--- DATASET CONTENT ---
>>>

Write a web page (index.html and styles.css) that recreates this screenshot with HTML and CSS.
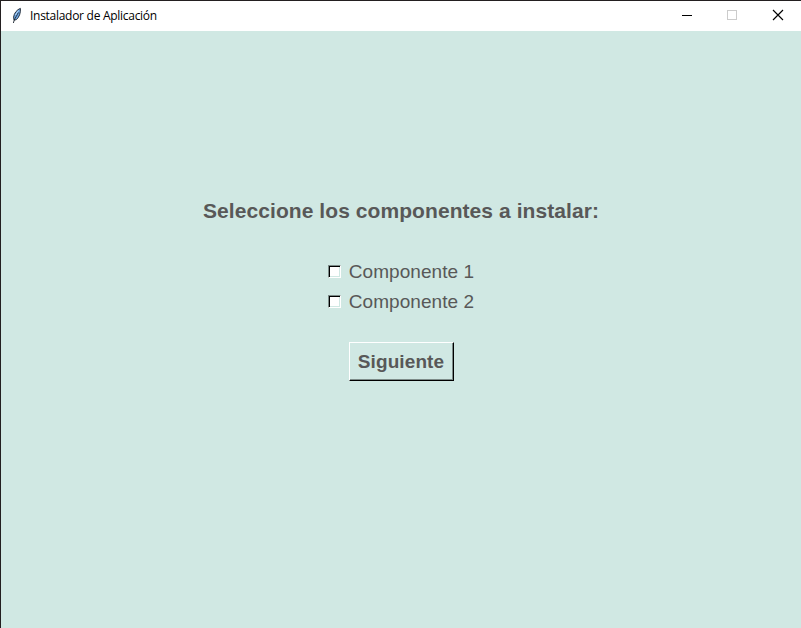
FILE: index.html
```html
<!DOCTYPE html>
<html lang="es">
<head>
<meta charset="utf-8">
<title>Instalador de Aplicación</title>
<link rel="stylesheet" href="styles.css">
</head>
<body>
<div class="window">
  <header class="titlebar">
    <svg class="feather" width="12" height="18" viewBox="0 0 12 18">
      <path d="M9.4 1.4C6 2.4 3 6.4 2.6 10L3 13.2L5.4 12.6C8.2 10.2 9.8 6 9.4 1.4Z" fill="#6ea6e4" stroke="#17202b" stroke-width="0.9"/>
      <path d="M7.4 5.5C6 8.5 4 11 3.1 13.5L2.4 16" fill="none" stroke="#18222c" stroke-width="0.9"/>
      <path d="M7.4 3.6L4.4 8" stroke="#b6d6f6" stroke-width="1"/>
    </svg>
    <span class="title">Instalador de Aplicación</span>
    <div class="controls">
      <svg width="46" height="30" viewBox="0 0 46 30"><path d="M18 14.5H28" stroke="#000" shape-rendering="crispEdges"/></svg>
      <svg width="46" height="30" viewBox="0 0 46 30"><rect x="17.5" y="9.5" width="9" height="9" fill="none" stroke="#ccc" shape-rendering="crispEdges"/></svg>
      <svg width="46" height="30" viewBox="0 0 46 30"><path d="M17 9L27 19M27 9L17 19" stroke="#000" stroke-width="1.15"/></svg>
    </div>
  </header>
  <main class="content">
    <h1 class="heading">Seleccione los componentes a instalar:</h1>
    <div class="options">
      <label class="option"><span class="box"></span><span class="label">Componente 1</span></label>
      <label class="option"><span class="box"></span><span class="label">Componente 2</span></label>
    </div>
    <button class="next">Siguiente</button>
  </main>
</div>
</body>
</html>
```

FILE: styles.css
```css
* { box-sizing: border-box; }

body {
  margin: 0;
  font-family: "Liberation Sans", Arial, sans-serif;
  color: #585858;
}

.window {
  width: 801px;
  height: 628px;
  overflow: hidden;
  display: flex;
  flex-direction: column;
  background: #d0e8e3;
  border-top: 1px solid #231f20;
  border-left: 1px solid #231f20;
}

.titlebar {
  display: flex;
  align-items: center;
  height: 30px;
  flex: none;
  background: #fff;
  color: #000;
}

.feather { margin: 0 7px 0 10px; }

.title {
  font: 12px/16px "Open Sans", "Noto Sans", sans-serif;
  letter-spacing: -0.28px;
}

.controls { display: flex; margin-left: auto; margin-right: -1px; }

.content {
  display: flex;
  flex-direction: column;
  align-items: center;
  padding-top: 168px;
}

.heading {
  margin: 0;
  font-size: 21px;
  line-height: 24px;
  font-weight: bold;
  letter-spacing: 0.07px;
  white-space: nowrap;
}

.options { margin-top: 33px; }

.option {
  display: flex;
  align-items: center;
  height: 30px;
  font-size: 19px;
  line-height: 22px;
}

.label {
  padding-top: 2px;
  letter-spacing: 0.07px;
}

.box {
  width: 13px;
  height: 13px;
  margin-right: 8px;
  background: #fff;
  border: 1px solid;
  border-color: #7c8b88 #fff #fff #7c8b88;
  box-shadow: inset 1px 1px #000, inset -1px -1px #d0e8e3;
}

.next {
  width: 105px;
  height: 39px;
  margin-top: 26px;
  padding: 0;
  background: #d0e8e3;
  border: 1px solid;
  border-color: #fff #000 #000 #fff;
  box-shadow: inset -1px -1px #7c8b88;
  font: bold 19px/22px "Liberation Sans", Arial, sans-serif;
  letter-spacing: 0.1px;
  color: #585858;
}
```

<<<

Give the number of lines in the listing above that contain "index", and nothing else.

--- WORKED ANSWER ---
2